What does not work, or does not work correctly



Comments do not work. This is an inherent issue with using Google Reader as a source: if you have been using Google Reader, you would have noticed that Google Reader does not show you a list of comments to an item, while Liferea can (for most feeds which support it). Liferea relies on some information in the feed, which the Google Reader API discards. Until Google makes changes to their API, we really can't do much about it.

Labels. Or Folders. All the posts within Google Source in Liferea, will fall in the same folder. Google Reader categorizes feeds by labels, which can be used to produce a hierarchical folder structure. I will definitely be implementing this over the summer.

Stars, and the "Important" flag. Liferea can flag an item as "Important", and Google Reader can mark an item as "starred". Eventually, I would like to synchronize these two.

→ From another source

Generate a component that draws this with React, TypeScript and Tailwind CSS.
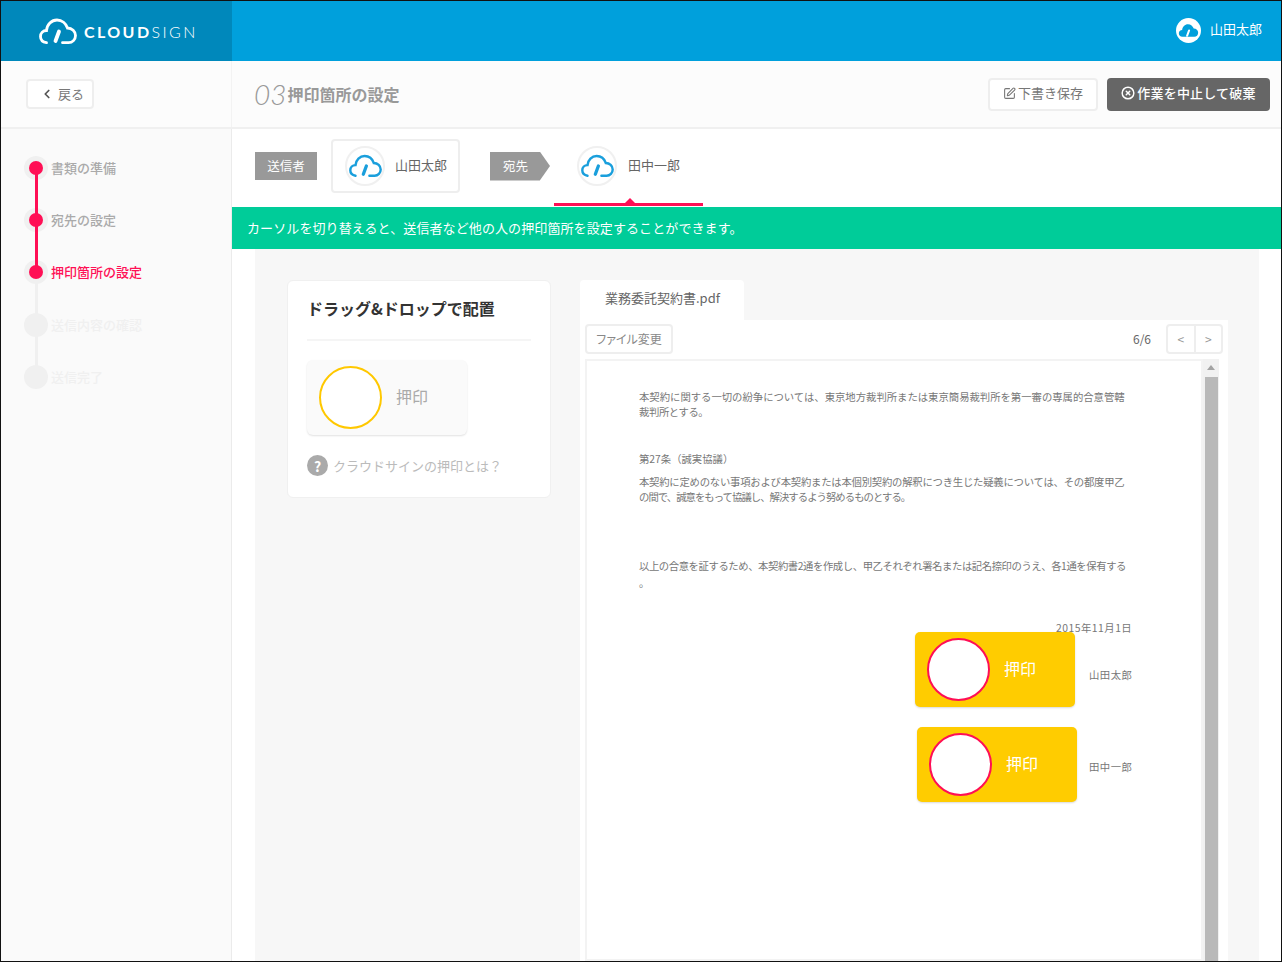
import React from 'react';
import { ChevronLeft, SquarePen, CircleX } from 'lucide-react';

const FONT = "[font-family:'Noto_Sans_CJK_JP','Liberation_Sans',sans-serif]";

const Cloud: React.FC<{ className?: string; color: string; pen?: string; filled?: boolean }> = ({ className, color, pen, filled }) => (
  <svg viewBox="0 0 38 27" className={className} fill="none">
    {filled ? (
      <path d="M8 25C4 25 1.5 22 1.5 18.5C1.5 15 4 12.5 7.5 12.5C8 6.5 12.5 2 18 2C23 2 27 5.5 28.5 10C33 10 36.5 13.5 36.5 17.5C36.5 21.5 33.5 25 29.5 25Z" fill={color} />
    ) : (
      <path d="M7.5 24.7C3.5 24 1.5 21.5 1.5 18.5C1.5 15 4 12.5 7.5 12.5C8 6.5 12.5 2 18 2C23 2 27 5.5 28.5 10C33 10 36.5 13.5 36.5 17.5C36.5 21.5 33.5 24.7 29.5 24.7L23.5 24.7" stroke={color} strokeWidth="2.8" strokeLinecap="round" />
    )}
    <path d="M20 13.5L16.5 23" stroke={pen ?? color} strokeWidth="3.8" strokeLinecap="round" />
  </svg>
);

const Avatar = () => (
  <div className="flex h-[40px] w-[40px] items-center justify-center rounded-full border-2 border-[#f0f0f0] bg-white">
    <Cloud className="w-[33px] h-[24px]" color="#1a9fdc" />
  </div>
);

const steps = [
  { label: '書類の準備', state: 'done' },
  { label: '宛先の設定', state: 'done' },
  { label: '押印箇所の設定', state: 'current' },
  { label: '送信内容の確認', state: 'todo' },
  { label: '送信完了', state: 'todo' },
];

const Sidebar = () => (
  <aside className="w-[231px] shrink-0 border-r border-[#ebebeb] bg-[#fafafa] pl-[23px] pt-[27px]">
    {steps.map((s, i) => (
      <div key={s.label} className="relative flex h-[52.2px] items-start">
        <div className="flex h-[24px] w-[24px] shrink-0 items-center justify-center rounded-full bg-[#f0f0f0]">
          {s.state !== 'todo' && <div className="relative z-10 h-[14px] w-[14px] rounded-full bg-[#ff0f55]" />}
        </div>
        {i < steps.length - 1 && (
          <div className={`absolute left-[10.5px] top-[12px] h-[52px] w-[3px] ${i < 2 ? 'z-[5] bg-[#ff0f55]' : 'bg-[#f0f0f0]'}`} />
        )}
        <span
          className={`ml-[3px] text-[13px] font-medium leading-[24px] ${
            s.state === 'done' ? 'text-[#aaaaaa]' : s.state === 'current' ? 'text-[#ff0f55]' : 'text-[#f0f0f0]'
          }`}
        >
          {s.label}
        </span>
      </div>
    ))}
  </aside>
);

const StampCircle: React.FC<{ border: string }> = ({ border }) => (
  <div className={`h-[63px] w-[63px] rounded-full border-2 bg-white ${border}`} />
);

const PlacedStamp: React.FC<{ className: string }> = ({ className }) => (
  <div className={`absolute flex h-[75px] w-[160px] items-center rounded-[5px] bg-[#ffcc00] pl-[12px] shadow-[0_1px_2px_rgba(0,0,0,0.15)] ${className}`}>
    <StampCircle border="border-[#ff0f55]" />
    <span className="mb-[3px] ml-[14px] text-[16px] text-white">押印</span>
  </div>
);

const PdfPage = () => (
  <div className="relative h-[602px] flex-1 overflow-hidden border-2 border-[#f3f3f3] bg-white">
    <div className="pl-[52px] pt-[28px] text-[10.35px] text-[#777777] [&>p]:h-[15px] [&>p]:whitespace-nowrap [&>p]:leading-[15px]">
      <p>本契約に関する一切の紛争については、東京地方裁判所または東京簡易裁判所を第一審の専属的合意管轄</p>
      <p className="tracking-[-0.4px]">裁判所とする。</p>
      <p className="mt-[32px]">第27条（誠実協議）</p>
      <p className="mt-[8px] tracking-[-0.22px]">本契約に定めのない事項および本契約または本個別契約の解釈につき生じた疑義については、その都度甲乙</p>
      <p className="tracking-[-0.95px]">の間で、誠意をもって協議し、解決するよう努めるものとする。</p>
      <p className="mt-[54px] tracking-[-0.42px]">以上の合意を証するため、本契約書2通を作成し、甲乙それぞれ署名または記名捺印のうえ、各1通を保有する</p>
      <p className="mt-[2px]">。</p>
      <p className="mt-[30px] pl-[417px] tracking-[0.5px]">2015年11月1日</p>
      <p className="mt-[32px] pl-[450px] tracking-[0.5px]">山田太郎</p>
      <p className="mt-[77px] pl-[450px] tracking-[0.5px]">田中一郎</p>
    </div>
    <PlacedStamp className="left-[328px] top-[271px]" />
    <PlacedStamp className="left-[330px] top-[366px]" />
  </div>
);

const Scrollbar = () => (
  <div className="flex w-[16px] shrink-0 flex-col items-center bg-[#f1f1f1] pt-[6px]">
    <div className="h-0 w-0 border-x-[4px] border-b-[5px] border-x-transparent border-b-[#a3a3a3]" />
    <div className="mt-[7px] w-[13px] flex-1 bg-[#b9b9b9]" />
  </div>
);

export default function App() {
  return (
    <div className={`flex h-[962px] w-[1282px] flex-col overflow-hidden border border-[#111111] bg-white ${FONT}`}>
      <header className="flex h-[60px] shrink-0 bg-[#00a0dc]">
        <div className="flex w-[231px] items-center bg-[#0088bb] pl-[38px]">
          <Cloud className="h-[27px] w-[38px]" color="#ffffff" />
          <span className="ml-[7px] mt-[1px] text-[16px] font-bold tracking-[2.4px] text-white [font-family:'Lato','Liberation_Sans',sans-serif]">
            CLOUD<span className="font-light">SIGN</span>
          </span>
        </div>
        <div className="ml-auto flex items-center pb-[2px] pr-[19px]">
          <div className="flex h-[25px] w-[25px] items-center justify-center rounded-full bg-white">
            <Cloud className="h-[15px] w-[21px]" color="#00a0dc" pen="#ffffff" filled />
          </div>
          <span className="mb-[2px] ml-[9px] text-[13px] text-white">山田太郎</span>
        </div>
      </header>

      <div className="flex h-[68px] shrink-0 border-b-2 border-[#f0f0f0] bg-[#fcfcfc]">
        <div className="flex w-[231px] items-center border-r border-[#f3f3f3] pl-[25px]">
          <button className="flex h-[30px] w-[68px] items-center rounded-[4px] border-2 border-[#eeeeee] bg-white pb-[1px] pl-[12px] text-[13px] text-[#777777]">
            <ChevronLeft size={14} strokeWidth={3} className="text-[#555555]" />
            <span className="ml-[4px]">戻る</span>
          </button>
        </div>
        <div className="flex flex-1 items-center pl-[22px] pr-[11px]">
          <span className="text-[28px] font-light italic leading-none text-[#999999] [font-family:'Lato','Liberation_Sans',sans-serif]">03</span>
          <h1 className="ml-[1px] text-[16px] font-bold text-[#999999]">押印箇所の設定</h1>
          <button className="ml-auto flex h-[33px] w-[110px] items-center justify-center rounded-[4px] border-2 border-[#eeeeee] bg-white pb-[2px] text-[13px] text-[#777777]">
            <SquarePen size={13} className="mr-[2px]" />
            下書き保存
          </button>
          <button className="ml-[9px] flex h-[33px] w-[163px] items-center justify-center rounded-[4px] bg-[#666666] pb-[2px] text-[13px] font-medium tracking-[0.2px] text-white">
            <CircleX size={14} strokeWidth={2.5} className="mr-[2px]" />
            作業を中止して破棄
          </button>
        </div>
      </div>

      <div className="flex flex-1 overflow-hidden">
        <Sidebar />
        <main className="flex flex-1 flex-col overflow-hidden">
          <div className="flex h-[78px] shrink-0 items-center pb-[4px] pl-[23px]">
            <div className="flex h-[28px] w-[62px] items-center justify-center bg-[#999999] text-[12.5px] text-white">送信者</div>
            <div className="ml-[14px] flex h-[54px] w-[129px] items-center rounded-[4px] border-2 border-[#eeeeee] pl-[12px]">
              <Avatar />
              <span className="mb-[2px] ml-[10px] text-[13px] text-[#666666]">山田太郎</span>
            </div>
            <div className="ml-[30px] flex h-[29px] w-[60px] items-center bg-[#999999] pl-[13px] text-[12.5px] text-white [clip-path:polygon(0_0,83%_0,100%_50%,83%_100%,0_100%)]">宛先</div>
            <div className="relative ml-[4px] flex h-[74px] w-[149px] items-center pl-[23px]">
              <Avatar />
              <span className="mb-[2px] ml-[11px] text-[13px] text-[#666666]">田中一郎</span>
              <div className="absolute -bottom-[3px] left-0 h-[3px] w-full bg-[#ff0f55]" />
              <div className="absolute bottom-0 left-[71px] h-0 w-0 border-x-[5px] border-b-[5px] border-x-transparent border-b-[#ff0f55]" />
            </div>
          </div>

          <div className="flex h-[42px] shrink-0 items-center bg-[#00cc99] pl-[15px] text-[13px] tracking-[0.1px] text-white">
            カーソルを切り替えると、送信者など他の人の押印箇所を設定することができます。
          </div>

          <div className="ml-[23px] mr-[22px] flex flex-1 items-start overflow-hidden bg-[#f7f7f7] pl-[32px] pt-[31px]">
            <div className="h-[218px] w-[264px] shrink-0 rounded-[6px] border border-[#f0f0f0] bg-white px-[19px] pt-[14px]">
              <h2 className="border-b-2 border-[#f5f5f5] pb-[18px] text-[16px] font-bold leading-[26px] text-[#333333]">ドラッグ&ドロップで配置</h2>
              <div className="mt-[19px] flex h-[75px] w-[160px] items-center rounded-[6px] bg-[#fafafa] pl-[12px] shadow-[0_1px_2px_rgba(0,0,0,0.12)]">
                <StampCircle border="border-[#ffc800]" />
                <span className="mb-[3px] ml-[14px] text-[16px] text-[#aaaaaa]">押印</span>
              </div>
              <div className="mt-[20px] flex items-center">
                <span className="flex h-[21px] w-[21px] items-center justify-center rounded-full bg-[#aaaaaa] text-[14px] font-bold leading-none text-white">?</span>
                <span className="ml-[5px] text-[13px] text-[#bbbbbb]">クラウドサインの押印とは？</span>
              </div>
            </div>

            <div className="ml-[29px] flex w-[648px] shrink-0 flex-col">
              <div className="flex h-[40px] w-[164px] items-center rounded-t-[4px] bg-white pb-[5px] pl-[25px] text-[13px] text-[#666666]">
                業務委託契約書.pdf
              </div>
              <div className="bg-white pl-[5px] pr-[5px]">
                <div className="flex h-[39px] items-start pt-[4px]">
                  <button className="h-[30px] w-[88px] rounded-[4px] border-2 border-[#eeeeee] text-[12px] text-[#888888] [font-feature-settings:'palt']">ファイル変更</button>
                  <span className="ml-auto mt-[6px] text-[12px] text-[#666666]">6/6</span>
                  <div className="ml-[15px] flex h-[30px] w-[57px] rounded-[4px] border-2 border-[#eeeeee] text-[12px] text-[#999999]">
                    <span className="flex flex-1 items-center justify-center border-r-2 border-[#eeeeee]">&lt;</span>
                    <span className="flex flex-1 items-center justify-center">&gt;</span>
                  </div>
                </div>
                <div className="flex pr-[4px]">
                  <PdfPage />
                  <Scrollbar />
                </div>
              </div>
            </div>
          </div>
        </main>
      </div>
    </div>
  );
}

Sharing. While you can see posts shared by others, you cannot share an item from within Liferea.

Efficient Updating


In my SoC abstract, I proposed that we can use Google Reader to save the user's bandwidth while updating. Here is the idea I had in mind:

Normally a user can have hundreds of feeds in his feedlist. Whenever Liferea does an update, it has to update each one of these, even if usually only one or two of them have changed. This wastes both time and bandwidth. Using Google Reader API, however, it is possible for us to download only the "reading-list" -- the reading list over all subscriptions -- in one HTTP request. In some sense I'm downloading all the changes to all my feeds in one go. I can use this to recover the "Read/Unread" flags: for any item in the reading-list, the item is marked as Unread. Any unread item under the Google Source, which does not appear in the reading-list, is marked as read.

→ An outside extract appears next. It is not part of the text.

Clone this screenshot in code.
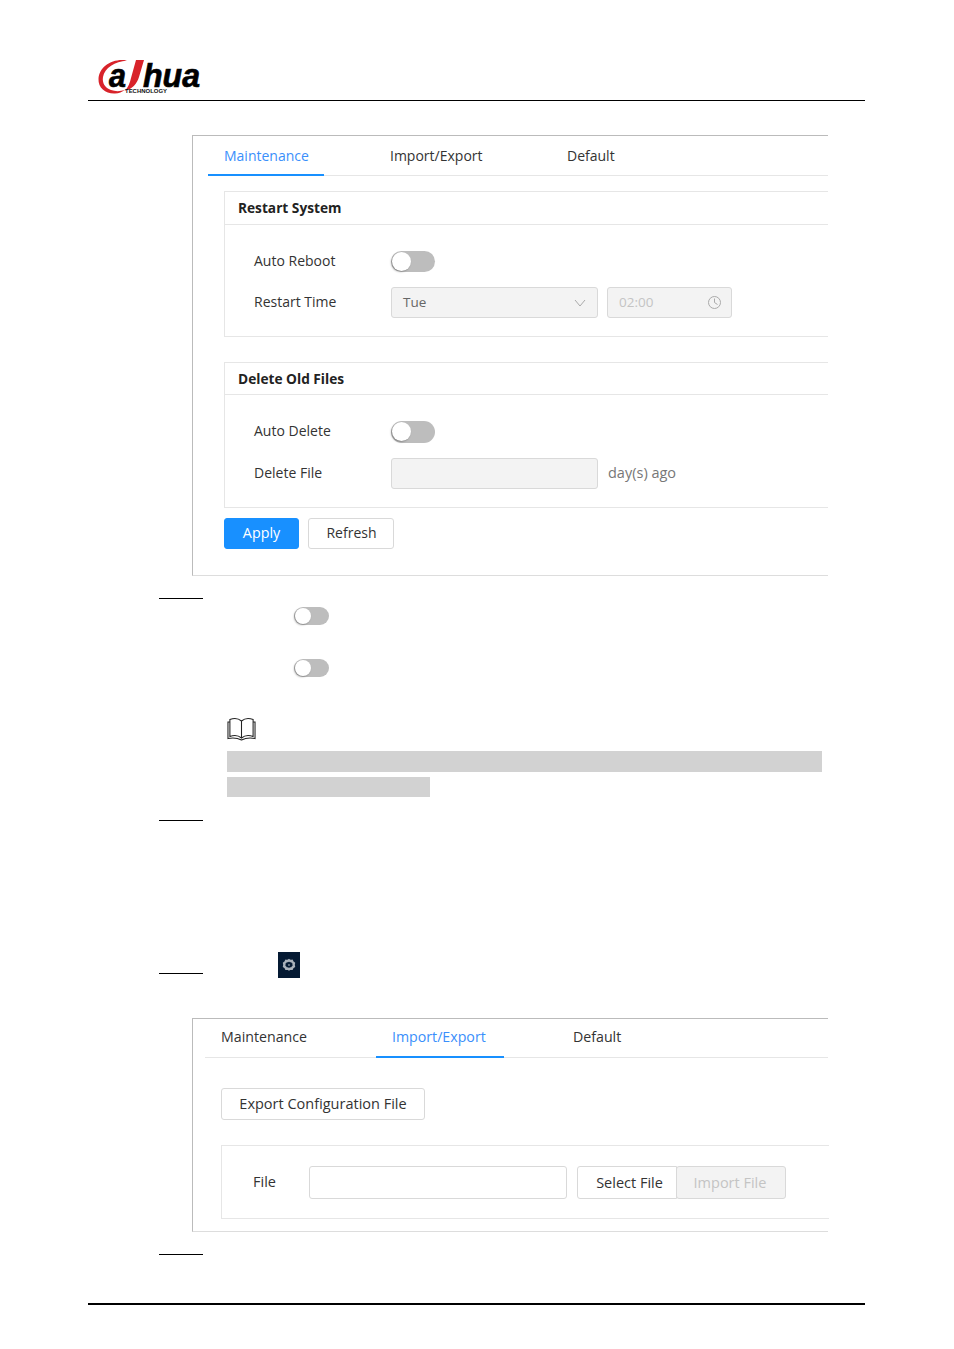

However, as simple and clean as this might sound, this is flawed: say, while you are at office, you receive some new posts in the Google Reader webapp. You then read it, and so those items are marked as read. Now once you are back at home, you do an update on liferea: this new post will not appear in the "reading-list", so Liferea will never come to know that this post ever existed. You might say its not a cause for concern, since you have already read that post -- but maybe you want that post for offline reading.

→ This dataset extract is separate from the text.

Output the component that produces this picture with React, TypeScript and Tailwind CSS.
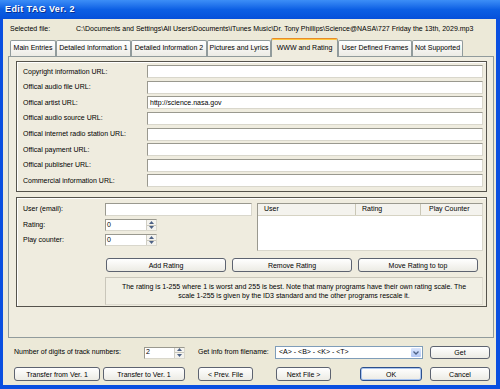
import React from "react";

const urlRows = [
  ["Copyright information URL:", ""],
  ["Offical audio file URL:", ""],
  ["Offical artist URL:", "http://science.nasa.gov"],
  ["Offical audio source URL:", ""],
  ["Offical internet radio station URL:", ""],
  ["Offical payment URL:", ""],
  ["Offical publisher URL:", ""],
  ["Commercial information URL:", ""],
];

const tabs = [
  { label: "Main Entries", w: "w-[46px]" },
  { label: "Detailed Information 1", w: "w-[75px]" },
  { label: "Detailed Information 2", w: "w-[76px]" },
  { label: "Pictures and Lyrics", w: "w-[64px]" },
  { label: "WWW and Rating", w: "w-[67px]", active: true },
  { label: "User Defined Frames", w: "w-[74px]" },
  { label: "Not Supported", w: "w-[51px]" },
];

function Btn({ children, className = "", def = false }: { children: React.ReactNode; className?: string; def?: boolean }) {
  return (
    <div
      className={`flex items-center justify-center rounded-[3px] border bg-linear-to-b from-[#ffffff] to-[#ecebe4] text-[7px] leading-none ${
        def ? "border-[#2c4f8c] shadow-[inset_0_0_0_1px_#a9c4ef]" : "border-[#5d6370]"
      } ${className}`}
    >
      {children}
    </div>
  );
}

function Field({ value = "", className = "" }: { value?: string; className?: string }) {
  return (
    <div
      className={`flex h-[13px] items-center border border-t-[#9a998f] border-l-[#9a998f] border-b-[#d9d7cc] border-r-[#d9d7cc] bg-white pl-[2px] text-[7px] ${className}`}
    >
      {value}
    </div>
  );
}

function Spin({ value, className = "" }: { value: string; className?: string }) {
  return (
    <div
      className={`flex h-[12px] items-stretch border border-t-[#9a998f] border-l-[#9a998f] border-b-[#d9d7cc] border-r-[#d9d7cc] bg-white ${className}`}
    >
      <div className="flex flex-1 items-center pl-[1px] text-[7px]">{value}</div>
      <div className="flex w-[10px] flex-col border-l border-[#d0cec4] bg-[#f4f3ee]">
        <div className="flex flex-1 items-center justify-center border-b border-[#c9c7bc]">
          <svg width="5" height="3" viewBox="0 0 5 3"><path d="M0 3 L2.5 0 L5 3 Z" fill="#4d6185" /></svg>
        </div>
        <div className="flex flex-1 items-center justify-center">
          <svg width="5" height="3" viewBox="0 0 5 3"><path d="M0 0 L2.5 3 L5 0 Z" fill="#4d6185" /></svg>
        </div>
      </div>
    </div>
  );
}

export default function App() {
  return (
    <div className="flex h-[389px] w-[500px] flex-col bg-[#0a4fe0] font-['Liberation_Sans',Arial,sans-serif] text-black">
      {/* title bar */}
      <div className="flex h-[19px] items-center bg-linear-to-b from-[#3c8ef7] via-[#0c5fe4] to-[#0650da] pl-[5px]">
        <span className="text-[9px] font-bold tracking-[0.4px] text-white [text-shadow:1px_1px_0_#0a2f8f]">Edit TAG Ver. 2</span>
      </div>

      <div className="mb-[4px] ml-[3px] mr-[4px] flex flex-1 flex-col bg-[#ece9d8]">
        {/* selected file */}
        <div className="flex h-[20px] items-center pl-[7px] pt-[1px] text-[7px]">
          <span className="w-[66px]">Selected file:</span>
          <span className="whitespace-nowrap">
            C:\Documents and Settings\All Users\Documents\iTunes Music\Dr. Tony Phillips\Science@NASA\727 Friday the 13th, 2029.mp3
          </span>
        </div>

        {/* tabs */}
        <div className="ml-[7px] flex h-[17px] items-end">
          {tabs.map((t) =>
            t.active ? (
              <div
                key={t.label}
                className={`relative z-10 -mb-px flex h-[19px] items-center justify-center rounded-t-[2px] border border-b-0 border-[#919b9c] border-t-[#e68b2c] bg-[#efecdf] pt-[1px] text-[7px] shadow-[inset_0_1px_0_#ffc73c] ${t.w}`}
              >
                {t.label}
              </div>
            ) : (
              <div
                key={t.label}
                className={`flex h-[16px] items-center justify-center rounded-t-[2px] border border-b-0 border-[#919b9c] bg-linear-to-b from-[#ffffff] to-[#ecebe5] pb-[1px] text-[7px] ${t.w}`}
              >
                {t.label}
              </div>
            )
          )}
        </div>

        {/* tab panel */}
        <div className="ml-[5px] mr-[2px] flex h-[282px] flex-col gap-[5px] border border-[#919b9c] bg-[#efecdf] pb-[3px] pl-[7px] pr-[6px] pt-[4px]">
          {/* URL group */}
          <div className="flex h-[131px] flex-col border border-[#55534c] pl-[6px] pr-[3px] pt-[2px] shadow-[inset_1px_1px_0_#ffffff]">
            {urlRows.map(([label, value]) => (
              <div key={label} className="flex h-[15.6px] items-center">
                <span className="w-[124px] text-[7px]">{label}</span>
                <Field value={value} className="flex-1" />
              </div>
            ))}
          </div>

          {/* rating group */}
          <div className="flex h-[110px] flex-col border border-[#55534c] pl-[6px] pr-[3px] pt-[5px] shadow-[inset_1px_1px_0_#ffffff]">
            <div className="flex h-[49px]">
              <div className="flex w-[229px] flex-col gap-[3px]">
                <div className="flex items-center">
                  <span className="w-[82px] text-[7px]">User (email):</span>
                  <Field className="flex-1" />
                </div>
                <div className="flex items-center">
                  <span className="w-[82px] text-[7px]">Rating:</span>
                  <Spin value="0" className="w-[52px]" />
                </div>
                <div className="flex items-center">
                  <span className="w-[82px] text-[7px]">Play counter:</span>
                  <Spin value="0" className="w-[52px]" />
                </div>
              </div>
              <div className="ml-[5px] flex h-[48px] flex-1 flex-col border border-t-[#9a998f] border-l-[#9a998f] border-b-[#d9d7cc] border-r-[#d9d7cc] bg-white">
                <div className="flex h-[12px] border-b border-[#d6d3c3] bg-[#f4f3ee] text-[7px]">
                  <div className="flex w-[98px] items-center border-r border-[#cac7b6] pl-[6px]">User</div>
                  <div className="flex w-[65px] items-center border-r border-[#cac7b6] pl-[6px]">Rating</div>
                  <div className="flex flex-1 items-center pl-[8px]">Play Counter</div>
                </div>
              </div>
            </div>

            <div className="ml-[83px] mt-[6px] flex h-[14px] gap-[6px]">
              <Btn className="w-[120px]">Add Rating</Btn>
              <Btn className="w-[120px]">Remove Rating</Btn>
              <Btn className="w-[120px]">Move Rating to top</Btn>
            </div>

            <div className="ml-[82px] mt-[5px] flex h-[28px] flex-col items-center justify-center border border-[#dedbd0] border-t-[#c9c6ba] border-l-[#c9c6ba] bg-[#f1efe4] text-center text-[7px] leading-[9px]">
              <div>The rating is 1-255 where 1 is worst and 255 is best. Note that many programs have their own rating scale. The</div>
              <div>scale 1-255 is given by the ID3 standard and the other programs rescale it.</div>
            </div>
          </div>
        </div>

        {/* bottom row 1 */}
        <div className="mt-[8px] flex h-[13px] items-center pl-[11px] text-[7px]">
          <span className="w-[130px]">Number of digits of track numbers:</span>
          <Spin value="2" className="w-[41px]" />
          <span className="ml-[13px] w-[77px]">Get info from filename:</span>
          <div className="flex h-[13px] w-[148px] items-stretch border border-[#7f9db9] bg-white">
            <div className="flex flex-1 items-center pl-[3px] text-[7px]">&lt;A&gt; - &lt;B&gt; - &lt;K&gt; - &lt;T&gt;</div>
            <div className="m-[1px] flex w-[10px] items-center justify-center rounded-[1px] bg-linear-to-b from-[#dbe6fd] to-[#b3c8f5]">
              <svg width="6" height="4" viewBox="0 0 6 4"><path d="M0.5 0.5 L3 3 L5.5 0.5" stroke="#4d6185" strokeWidth="1.3" fill="none" /></svg>
            </div>
          </div>
          <Btn className="ml-[7px] h-[13px] w-[60px]">Get</Btn>
        </div>

        {/* bottom row 2 */}
        <div className="mt-[8px] flex h-[14px] items-center pl-[11px]">
          <Btn className="h-[14px] w-[86px]">Transfer from Ver. 1</Btn>
          <Btn className="ml-[3px] h-[14px] w-[82px]">Transfer to Ver. 1</Btn>
          <Btn className="ml-[13px] h-[14px] w-[55px]">&lt; Prev. File</Btn>
          <Btn className="ml-[23px] h-[14px] w-[55px]">Next File &gt;</Btn>
          <Btn def className="ml-[29px] h-[14px] w-[62px]">OK</Btn>
          <Btn className="ml-[8px] h-[14px] w-[60px]">Cancel</Btn>
        </div>
      </div>
    </div>
  );
}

So ideally, instead of requesting the "reading-list", I would like to request a list of "Changes since so-and-so date." Unfortunately, the Google Reader API has no such feature as far as I, and the pyrfeed Google Reader API page knows. I am keen on getting feedback and suggestions regarding this, since I would love to have this feature myself!

Feedback, Suggestions and About Me



For a good part of the IST-day, you can catch me on #liferea by the nick arnstein. You can also mail me at arnstein87 AT gmail DOT com.

I have just completed my undergraduate studies from Chennai Mathematical Institute, and will be joining University of Pennsylvania for a PhD in Computer Science this fall. I blog here.

15 comments:

Anonymous said...

> Comments do not work.

The solution seems to be painfully obvious: just fetch feeds URLs from Google Reader and then look at them normally...

Lars said...

@anonymous: Your solution is painfully obviously wrong. The idea of having Google Reader support in the first place is to have full read state synchronisation. How is this possible when not fetching the items via Google Reader?

Anonymous said...

I think the other anonymous reader means: fetching the post's url (via Google) and then check that site for a comment-info in the rss/atom feed given.

Lars said...

I know this is how I understood him too. But that is very questionable to fetch the whole feed from two sources just because one of them doesn't support comment feed links. Also this implies that the two different feed sources (their item ids) can be easily matched.

I think this is a bad idea. One reason being bandwidth sanity and the other one implementing strange workarounds.

Amblin said...

While this completely ROCKS and will probably make Lifearea even more my default reader, it would be even sweeter if the backend was something other that gReader. Something I can run myself(gregarious for example).

arnie said...

@amblin: That's a great idea! I had thought that a personal server support would involve writing the server API. Now that you have pointed me to Gregarious, I would definitely consider it after I'm done with Google Reader.

arnie said...

WARNING! WARNING! WARNING!

Those of you who did decide to pull the sources from sourceforge, checkout the latest and recompile. Otherwise, when you delete your google source root node, you could potentially lose all or part of your subscriptions on google reader.

Anonymous said...

How about working with tt-rss for a synced Liferea client solution using tt-rss as a server component & alternate client.

georgey said...

The idea of having Google Reader support in the first place is to have full read state synchronisation.

nicely put!

Marilu said...

Great work.

Cagnulein said...

Good Job!

Hezy said...

Very nice.

I have already made the transition to an open source online reader (fastladder). is there a chance you'll work on that too?

שמייקל said...

I've noticed the Google Reader login and password are stored as plain text in the configuration file. Is there any option to secure the info, or otherwise not store it (retyping it every time)?

Lars said...

Right now there is no way to store logins/passwords encrypted. Everything is kept in plain text in ~/.liferea.

Anonymous said...

And the label/folder is still not there. It's 2011 :-)

Looks like I will have to wait a little more to use Liferea.